Numerous economic indicators remain favorable, such as low unemployment and a growing GNP, but those are offset by fears of inflation, rising interest rates, and a sense that real estate values may have peaked. As we have learned, confidence is such a critical element in the market and there seems to have been a loss of confidence as the upcoming tumultuous midterm elections are upon us.

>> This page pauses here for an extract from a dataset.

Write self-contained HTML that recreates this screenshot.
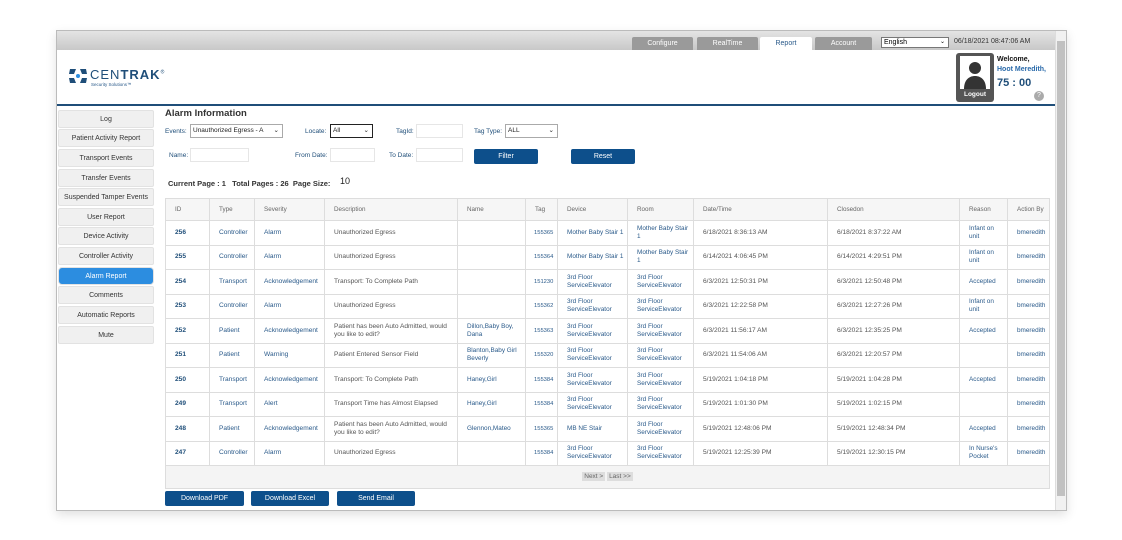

What Does All of this Mean?
If bank stock prices reduce, it is likely that at least initially, fewer deals will be made and many banks will just hunker down for the winter. Also, credit quality and concentrations will be scrutinized more carefully. The rest of this year will be watched carefully, particularly 2018 earnings reports. Then we will see. No doubt, some additional credit quality cracks will surface as the cycle begins to change. Not pushing the panic button, but exercising caution would be prudent.

What Should Banks Do?

  1. Get ahead of a changing credit cycle. Proactively review and follow up on any soft or lagging credits. Address concerns sooner rather than later. 
  2. Maintain healthy communication with your regulators. Now is not the time to play hide and seek. Identify and address issues promptly. 
  3. Preserve capital. Notwithstanding short-term quick fixes like stock buybacks, maintaining strong capital is the smart move. Capital is, and always has been, king with the regulators. 
  4. If you are able to do deals, double down on due diligence, as either a buyer or seller, on the loan portfolio. You can bleed elsewhere, but you will hemorrhage from bad credits. 
  5. Stay focused and stick to your knitting. Continue to do the things that made you successful and pay attention to the details.

One Last Word
While this is not a panic alert, it is a recognition that things are changing. Accordingly, it is prudent to be wary of a softening economy and the likely side effects that will accompany it.